Canned Food Mania: Taste Testing 5 of Japan’s Most Popular Offerings
Japan is a country that seemingly prides itself on its eccentricity. With countless numbers of fanatical subcultures, if you can imagine it, it most likely exists in some form here. It should come as little surprise then that one of the latest crazes to hit the Japanese foodie scene is gourmet canned foods. When most people think of canned goods, they instinctively picture tuna fish or sardines sitting unused in kitchen cabinets around the world. Japan however has turned this concept on its head; canning everything from loaves of bread to $100 sea urchin. Taking the concept even further, canned food bars and restaurants have been on the rise throughout the country; finding everything from drinks to appetizers served exclusively in cans!
One of the leading luxury canned food brands in Japan is K&K. They are manufactured by Kokubu Group Corp., a company founded over 300 years ago in 1712. With the canned food craze continuing to grow in popularity, we’ve chosen five K&K canned products to review. Unlike the canned foods many westerners are familiar with, these are meant to be eaten as is or simply heated and enjoyed. And at around $5 each, these cans not only make an excellent snack (or otsumami in Japanese) when paired with a beer or glass of wine, but are a unique souvenir for friends and family back home as well!
Can #1: Smoked Salmon Belly (Smoked with Sakura Chips)
Our first canned food is a unique twist on a classic: smoked salmon belly. The first detail that caught my eye was the use of sakura wood. Salmon is typically smoked with alder wood, but sakura is such a distinctly Japanese element that it warranted being our first pick.

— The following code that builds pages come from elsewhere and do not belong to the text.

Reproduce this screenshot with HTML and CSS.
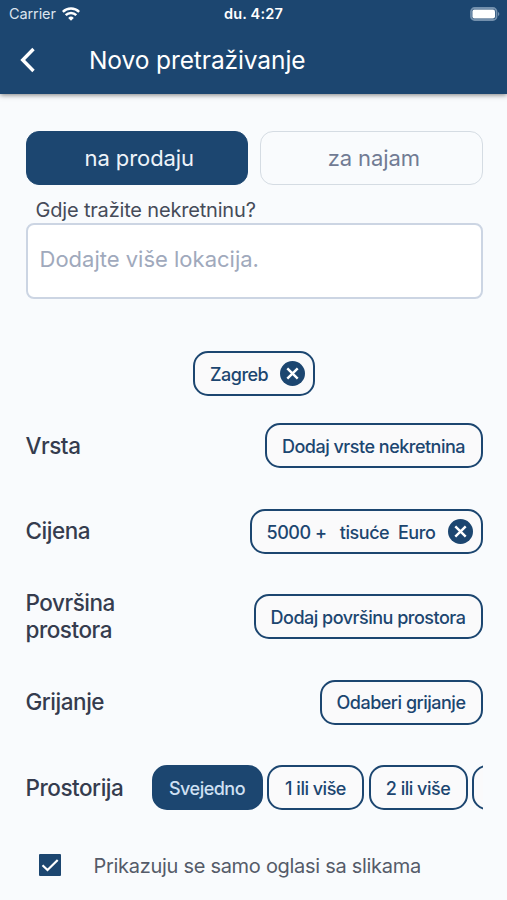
FILE: index.html
```html
<!DOCTYPE html>
<html lang="hr">
<head>
    <meta charset="UTF-8">
    <meta name="viewport" content="width=device-width, initial-scale=1.0">
    <title>Novo pretraživanje</title>
    <link rel="stylesheet" href="styles.css">
</head>
<body>

<header class="header">
    <div class="status-bar">
        <div class="carrier">
            <span>Carrier</span>
            <svg width="18" height="14" viewBox="0 0 18 14" fill="none" stroke="#fff" stroke-width="2.5">
                <path d="M.8 4.9a11.6 11.6 0 0 1 16.4 0"/>
                <path d="M3.7 8.1a7.5 7.5 0 0 1 10.6 0"/>
                <path d="M9 13.8L6.2 10.9a4 4 0 0 1 5.6 0z" fill="#fff" stroke="none"/>
            </svg>
        </div>
        <div class="time">du. 4:27</div>
        <svg class="battery" width="31" height="14" viewBox="0 0 31 14">
            <rect x="2" y="1" width="25.5" height="12" rx="3.6" fill="none" stroke="#7390ad" stroke-width="1.8"/>
            <rect x="3.4" y="2.5" width="22.6" height="9" rx="2" fill="#fff"/>
            <path d="M29 5c1.8.8 1.8 3.2 0 4z" fill="#7390ad"/>
        </svg>
    </div>
    <div class="title-bar">
        <svg class="back" width="16" height="26" viewBox="0 0 16 26" fill="none" stroke="#fff" stroke-width="3.4">
            <path d="M13.5 2L2.7 13l10.8 11"/>
        </svg>
        <h1>Novo pretraživanje</h1>
    </div>
</header>

<main class="search-form">
    <div class="tabs">
        <button class="tab active">na prodaju</button>
        <button class="tab">za najam</button>
    </div>

    <label class="location-label" for="location">Gdje tražite nekretninu?</label>
    <input class="location" id="location" type="text" placeholder="Dodajte više lokacija.">

    <div class="selected">
        <button class="chip closable zagreb">
            <span>Zagreb</span>
            <svg class="close" viewBox="0 0 24 24"><circle cx="12" cy="12" r="12"/><path d="M7 7l10 10M17 7L7 17"/></svg>
        </button>
    </div>

    <div class="row">
        <h2>Vrsta</h2>
        <button class="chip type">Dodaj vrste nekretnina</button>
    </div>
    <div class="row">
        <h2>Cijena</h2>
        <button class="chip closable price">
            <span>5000 +&nbsp;&nbsp; tisuće&nbsp; Euro</span>
            <svg class="close" viewBox="0 0 24 24"><circle cx="12" cy="12" r="12"/><path d="M7 7l10 10M17 7L7 17"/></svg>
        </button>
    </div>
    <div class="row">
        <h2>Površina<br>prostora</h2>
        <button class="chip area">Dodaj površinu prostora</button>
    </div>
    <div class="row">
        <h2>Grijanje</h2>
        <button class="chip heating">Odaberi grijanje</button>
    </div>
    <div class="row">
        <h2>Prostorija</h2>
        <div class="rooms">
            <button class="chip filled any">Svejedno</button>
            <button class="chip one">1 ili više</button>
            <button class="chip two">2 ili više</button>
            <button class="chip three"></button>
        </div>
    </div>

    <label class="only-photos">
        <input type="checkbox" checked>
        <svg class="check" viewBox="0 0 22 22"><rect width="22" height="22" rx="1"/><path d="M3.5 11.2l5 4.8L18.7 6"/></svg>
        <span>Prikazuju se samo oglasi sa slikama</span>
    </label>
</main>

</body>
</html>
```
FILE: styles.css
```css
* {
    box-sizing: border-box;
}

body {
    margin: 0;
    height: 900px;
    overflow: hidden;
    background-color: #f9fbfd;
    font-family: Inter, sans-serif;
    color: #353c4e;
}

button, input {
    font-family: inherit;
}

.header {
    height: 94px;
    background-color: #1c4670;
    color: white;
    box-shadow: 0 1px 5px rgba(0,0,0,0.5);
}

.status-bar {
    display: grid;
    grid-template-columns: 1fr auto 1fr;
    align-items: center;
    height: 27px;
    padding: 0 7px 0 9px;
    font-size: 14.5px;
}

.carrier {
    display: flex;
    align-items: center;
    gap: 6px;
    color: #dbe4ee;
    letter-spacing: -0.1px;
}

.time {
    margin-left: -2px;
    font-weight: 600;
    letter-spacing: 0.15px;
}

.battery {
    justify-self: end;
}

.title-bar {
    display: flex;
    align-items: center;
    height: 66px;
    padding-left: 20px;
}

.title-bar h1 {
    margin: 0 0 0 53px;
    font-size: 24.5px;
    font-weight: 400;
    letter-spacing: -0.1px;
}

.search-form {
    padding: 37px 24.5px 0 25.5px;
}

.tabs {
    display: flex;
    gap: 12px;
}

.tab {
    flex: 1;
    height: 54px;
    padding: 0 0 1px 5px;
    border: 1px solid #d5dce3;
    border-radius: 13px;
    background-color: transparent;
    color: #717b94;
    font-size: 22px;
    letter-spacing: -0.1px;
}

.tab.active {
    border-color: #1c4670;
    background-color: #1c4670;
    color: #edf3f9;
}

.location-label {
    display: block;
    height: 38px;
    padding: 6px 0 0 10px;
    line-height: 39px;
    font-size: 20px;
    letter-spacing: -0.18px;
    color: #454b59;
}

.location {
    display: block;
    width: 100%;
    height: 76px;
    padding: 0 12px 4px;
    border: 2px solid #ccd5e3;
    border-radius: 8px;
    background-color: white;
    font-size: 22px;
}

.location::placeholder {
    color: #a0a9bc;
}

.selected {
    display: flex;
    justify-content: center;
    margin-top: 52px;
}

.chip {
    flex: none;
    display: flex;
    align-items: center;
    justify-content: center;
    height: 45px;
    padding: 1px 0 0;
    border: 2.5px solid #1c4670;
    border-radius: 15px;
    background-color: #fafafb;
    color: #1c4670;
    font-size: 18px;
    font-weight: 500;
    letter-spacing: -0.5px;
    white-space: nowrap;
}

.closable {
    justify-content: space-between;
    padding: 0 8px 0 15px;
}

.closable span {
    padding-top: 2px;
}

.close {
    width: 25px;
    height: 25px;
    fill: #1c4670;
}

.close path {
    stroke: white;
    stroke-width: 2.3;
}

.zagreb { width: 122px; }
.type { width: 218px; }
.price { width: 233px; }
.area { width: 229px; }
.heating { width: 163px; }
.any { width: 111px; }
.one { width: 97px; }
.two { width: 99px; }
.three { width: 99px; }

.price {
    letter-spacing: -0.44px;
}

.row {
    display: flex;
    align-items: center;
    justify-content: space-between;
    height: 85.5px;
}

.selected + .row {
    margin-top: 7px;
}

.row h2 {
    margin: 0;
    padding-bottom: 1px;
    font-size: 22.5px;
    line-height: 27px;
    font-weight: 500;
    letter-spacing: -0.47px;
}

.rooms {
    display: flex;
    gap: 4.5px;
    width: 331px;
    overflow: hidden;
}

.filled {
    background-color: #1c4670;
    color: #cfe0f3;
}

.only-photos {
    display: flex;
    align-items: center;
    margin: 21px 0 0 13px;
    font-size: 20px;
    letter-spacing: -0.29px;
    color: #555b69;
}

.only-photos input {
    display: none;
}

.only-photos span {
    margin-left: 33px;
    padding-top: 2px;
}

.check {
    width: 22px;
    height: 22px;
    fill: #1c4670;
}

.check path {
    fill: none;
    stroke: white;
    stroke-width: 2.2;
}
```
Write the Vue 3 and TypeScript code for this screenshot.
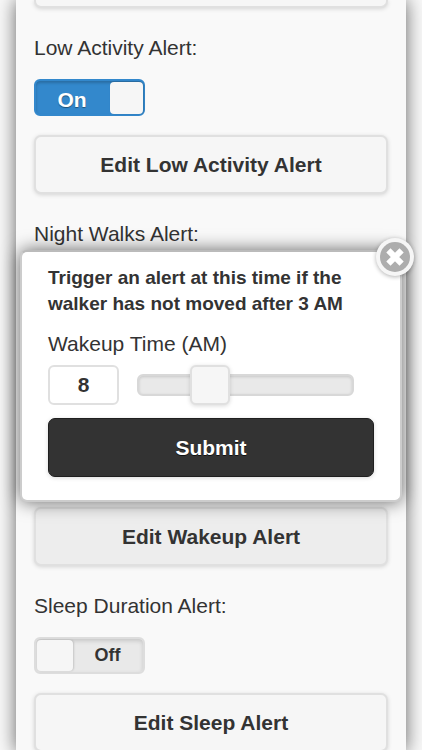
<script setup lang="ts">
import { ref } from 'vue'

const lowActivity = ref(true)
const sleepDuration = ref(false)
const wakeupHour = ref(8)
const popupOpen = ref(true)
</script>

<template>
  <div class="screen">
    <main class="sheet">
      <div class="row-edge"></div>

      <section class="group">
        <label class="caption" for="low-activity">Low Activity Alert:</label>
        <span class="switch" :class="{ on: lowActivity }">
          <input id="low-activity" v-model="lowActivity" type="checkbox" role="switch" />
          <span class="state">{{ lowActivity ? 'On' : 'Off' }}</span>
          <span class="knob"></span>
        </span>
        <button class="btn" type="button">Edit Low Activity Alert</button>
      </section>

      <section class="group">
        <h2 class="caption">Night Walks Alert:</h2>
      </section>

      <section class="group end">
        <button class="btn pressed" type="button" @click="popupOpen = true">Edit Wakeup Alert</button>
      </section>

      <section class="group">
        <label class="caption" for="sleep-duration">Sleep Duration Alert:</label>
        <span class="switch" :class="{ on: sleepDuration }">
          <input id="sleep-duration" v-model="sleepDuration" type="checkbox" role="switch" />
          <span class="state">{{ sleepDuration ? 'On' : 'Off' }}</span>
          <span class="knob"></span>
        </span>
        <button class="btn" type="button">Edit Sleep Alert</button>
      </section>
    </main>

    <form v-if="popupOpen" class="popup" @submit.prevent="popupOpen = false">
      <button class="close" type="button" aria-label="Close" @click="popupOpen = false">
        <svg viewBox="0 0 30 30" width="30" height="30" aria-hidden="true">
          <circle cx="15" cy="15" r="15" fill="#adadad" />
          <path d="M8.400 8.400L21.600 21.600M21.600 8.400L8.400 21.600" stroke="#fff" stroke-width="6" />
        </svg>
      </button>
      <p class="message">Trigger an alert at this time if the walker has not moved after 3 AM</p>
      <label class="field-label" for="wakeup">Wakeup Time (AM)</label>
      <div class="slider-row">
        <input id="wakeup" v-model.number="wakeupHour" class="hour" type="text" inputmode="numeric" />
        <div class="track">
          <input v-model.number="wakeupHour" class="range" type="range" min="6" max="12" aria-label="Wakeup Time (AM)" />
        </div>
      </div>
      <button class="btn submit" type="submit">Submit</button>
    </form>
  </div>
</template>

<style>
body {
  margin: 0;
  background: #f9f9f9;
}
</style>

<style scoped>
.screen,
.screen * {
  box-sizing: border-box;
}
.screen {
  position: relative;
  height: 100vh;
  overflow: hidden;
  font-family: "Liberation Sans", Arial, sans-serif;
  font-size: 21px;
  color: #333;
}
.sheet {
  min-height: 100%;
  margin: 0 16px;
  padding: 0 18px;
  background: #f9f9f9;
  box-shadow: 0 0 18px rgba(0, 0, 0, 0.6);
}
.row-edge {
  height: 8px;
  border: 2px solid #e0e0e0;
  border-top: 0;
  border-radius: 0 0 7px 7px;
  background: #f6f6f6;
  box-shadow: 0 1px 4px rgba(0, 0, 0, 0.15);
}
.group {
  display: flex;
  flex-direction: column;
  align-items: flex-start;
  min-height: 186px;
  padding-top: 28px;
}
.group.end {
  justify-content: flex-end;
}
.caption {
  margin: 0 0 19px;
  font-size: 21px;
  font-weight: 400;
  line-height: 24px;
}
.switch {
  position: relative;
  display: flex;
  align-items: center;
  width: 111px;
  height: 37px;
  margin-bottom: 19px;
  padding: 1px;
  border: 2px solid #ddd;
  border-radius: 6px;
  background: #e9e9e9;
  box-shadow: inset 0 2px 4px rgba(0, 0, 0, 0.15);
  flex-direction: row-reverse;
}
.switch.on {
  flex-direction: row;
  padding: 1px 0 0;
  border-color: #3388cc;
  background: #3388cc;
  color: #fff;
  box-shadow: inset 0 2px 3px rgba(0, 0, 0, 0.2);
}
.switch input {
  position: absolute;
  inset: 0;
  width: 100%;
  height: 100%;
  margin: 0;
  opacity: 0;
  cursor: pointer;
}
.state {
  flex: 1;
  padding-bottom: 2px;
  font-size: 18px;
  font-weight: 700;
  line-height: 24px;
  text-align: center;
}
.on .state {
  padding: 4px 2px 0 0;
  font-size: 21px;
  text-shadow: 0 1px 1px #225377;
}
.knob {
  align-self: stretch;
  width: 36px;
  border-radius: 4px;
  background: #f6f6f6;
  box-shadow: 1px 0 2px rgba(0, 0, 0, 0.15);
}
.on .knob {
  width: 33px;
}
.btn {
  width: 100%;
  height: 59px;
  flex: none;
  padding: 0;
  border: 2px solid #e0e0e0;
  border-radius: 7px;
  background: #f6f6f6;
  color: #333;
  font-family: inherit;
  font-size: 21px;
  font-weight: 700;
  line-height: 26px;
  box-shadow: 0 1px 4px rgba(0, 0, 0, 0.15);
}
.btn.pressed {
  background: #ededed;
}
.popup {
  position: absolute;
  top: 250px;
  left: 20px;
  right: 20px;
  padding: 13px 26px 23px;
  border: 2px solid #ccc;
  border-top-color: #bbb;
  border-radius: 7px;
  background: #fff;
  box-shadow: 0 0 18px rgba(0, 0, 0, 0.6);
}
.message {
  margin: 0 0 14px;
  font-size: 19px;
  font-weight: 700;
  line-height: 26px;
}
.field-label {
  display: block;
  margin-bottom: 8px;
  line-height: 26px;
}
.slider-row {
  display: flex;
  align-items: center;
  gap: 18px;
  margin-bottom: 13px;
  padding-right: 20px;
}
.hour {
  width: 71px;
  height: 40px;
  flex: none;
  padding: 0;
  border: 2px solid #e0e0e0;
  border-radius: 6px;
  background: #fff;
  color: #333;
  font-family: inherit;
  font-size: 21px;
  font-weight: 700;
  text-align: center;
}
.track {
  display: flex;
  align-items: center;
  flex: 1;
  height: 22px;
  min-width: 0;
  border: 2px solid #d8d8d8;
  border-radius: 6px;
  background: #e9e9e9;
  box-shadow: inset 0 1px 3px rgba(0, 0, 0, 0.15);
}
.range {
  appearance: none;
  flex: 1;
  min-width: 0;
  height: 40px;
  margin: 0 -20px;
  background: transparent;
}
.range::-webkit-slider-thumb {
  appearance: none;
  width: 40px;
  height: 40px;
  border: 2px solid #e0e0e0;
  border-radius: 6px;
  background: #f6f6f6;
  box-shadow: 0 1px 4px rgba(0, 0, 0, 0.15);
}
.btn.submit {
  display: block;
  border: 1px solid #1f1f1f;
  background: #333;
  color: #fff;
  text-shadow: 0 1px 0 #111;
}
.close {
  position: absolute;
  top: -14px;
  right: -14px;
  display: flex;
  width: 38px;
  height: 38px;
  padding: 4px;
  border: 0;
  border-radius: 50%;
  background: #f6f6f6;
  box-shadow: 0 1px 4px rgba(0, 0, 0, 0.3);
}
</style>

Rather than the thin strips of smoked salmon filet that is often found in delis and grocery stores across the United States, K&K has chosen to use the salmon belly; the fattiest and therefore most flavorful part of the fish. The smoked salmon bellies are served in small, bite-sized nuggets, making it ideal for a standalone snack.
The Taste Test
I was immediately struck by how tender and moist the fish was. As someone whose canned fish experience had been previously limited to dry tuna fish, I was surprised by how similar the texture was to a medium cooked salmon filet. The oils from the fattier cut of fish truly help to preserve the freshness.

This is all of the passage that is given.